Connelly also notes that Houston prevailed in close games -- at Louisville and hosting Cincinnati and Memphis -- that, based on the statistics, they should have been expected to lose.

Combined, these factors kept Houston’s overall efficiency ratings depressed last year. While the AP and Coaches polls had the Cougars ranked 8th to finish the year, the average ranking from The Geeks was just 27th.


Houston’s schedule will do the Cougars no favors.

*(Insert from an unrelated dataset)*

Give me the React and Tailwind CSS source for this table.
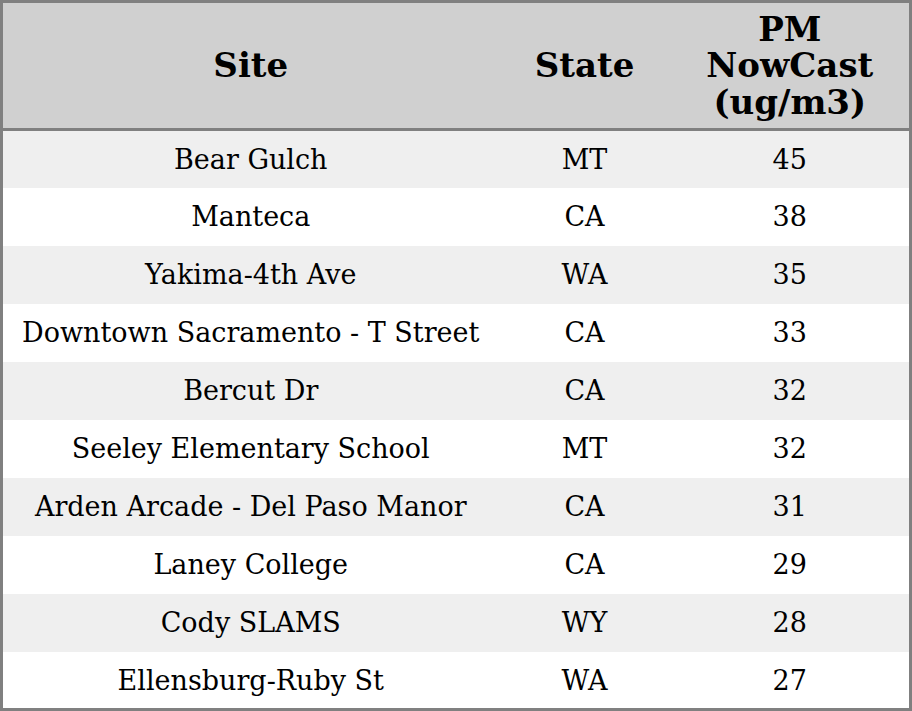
import React from "react";

const ROWS = [
  ["Bear Gulch", "MT", 45],
  ["Manteca", "CA", 38],
  ["Yakima-4th Ave", "WA", 35],
  ["Downtown Sacramento - T Street", "CA", 33],
  ["Bercut Dr", "CA", 32],
  ["Seeley Elementary School", "MT", 32],
  ["Arden Arcade - Del Paso Manor", "CA", 31],
  ["Laney College", "CA", 29],
  ["Cody SLAMS", "WY", 28],
  ["Ellensburg-Ruby St", "WA", 27],
];

export default function App() {
  return (
    <div className="w-[912px] h-[711px] bg-white font-['DejaVu_Serif',serif] text-black">
      <table className="w-full h-full border-[3px] border-[#808080] border-collapse table-fixed">
        <colgroup>
          <col className="w-[497px]" />
          <col className="w-[172px]" />
          <col />
        </colgroup>
        <thead>
          <tr className="bg-[#d0d0d0] h-[128px] border-b-[3px] border-[#808080]">
            <th className="text-[34px] font-bold leading-[36.5px] text-center">Site</th>
            <th className="text-[34px] font-bold leading-[36.5px] text-center">State</th>
            <th className="text-[34px] font-bold leading-[36.5px] text-center px-4">
              PM NowCast (ug/m3)
            </th>
          </tr>
        </thead>
        <tbody>
          {ROWS.map(([site, state, pm], i) => (
            <tr key={site + i} className={`h-[57.7px] ${i % 2 === 0 ? "bg-[#efefef]" : "bg-white"}`}>
              <td className="text-[27px] text-center whitespace-nowrap pt-[2px]">{site}</td>
              <td className="text-[27px] text-center pt-[2px]">{state}</td>
              <td className="text-[27px] text-center pt-[2px]">{pm}</td>
            </tr>
          ))}
        </tbody>
      </table>
    </div>
  );
}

Even if Houston remains the class of the American Athletic Conference, their non-conference schedule may force some regression, on the stats sheet and in the win column.

Date Opponent S&P+ Win Probability FPI Win Probability
Sept. 3 Oklahoma 21% 10%
Sept. 15 at Cincinnati 49% 52%
Oct. 8 at Navy 46% 62%
Nov. 17 Louisville 35% 31%
Nov. 25 at Memphis 52% 66%

The South Point in Vegas lined Houston’s season win total at 9.5, with juice on the over. FPI projects Houston to win 8.4 games but gives them only a 0.1 percent chance to go undefeated. S&P+ is even more pessimistic, giving the Cougars a win projection of 7.7.

Both S&P+ and FPI projects Houston to lose their neutral site game against 10-point favorite Oklahoma to start the year and to Louisville at home in mid-November. The Cougars will also get tests in conference play on the road against Cincinnati, Navy, and Memphis.

Tom Herman and his staff deserve credit for getting the Houston program on a path to becoming elite, but judging by two key preseason metrics -- efficiency and the accumulation of talent over time -- Houston is more of a top-40 than a top-20 team. And some inevitable luck regression and difficult non-conference and road slates won’t help.

In college football, the margin for error is razor thin, especially for non-Power 5 schools, so if Houston takes even a slight step back in 2016, it could mean the difference between a New Year’s Six bowl game and one played in the third week of December.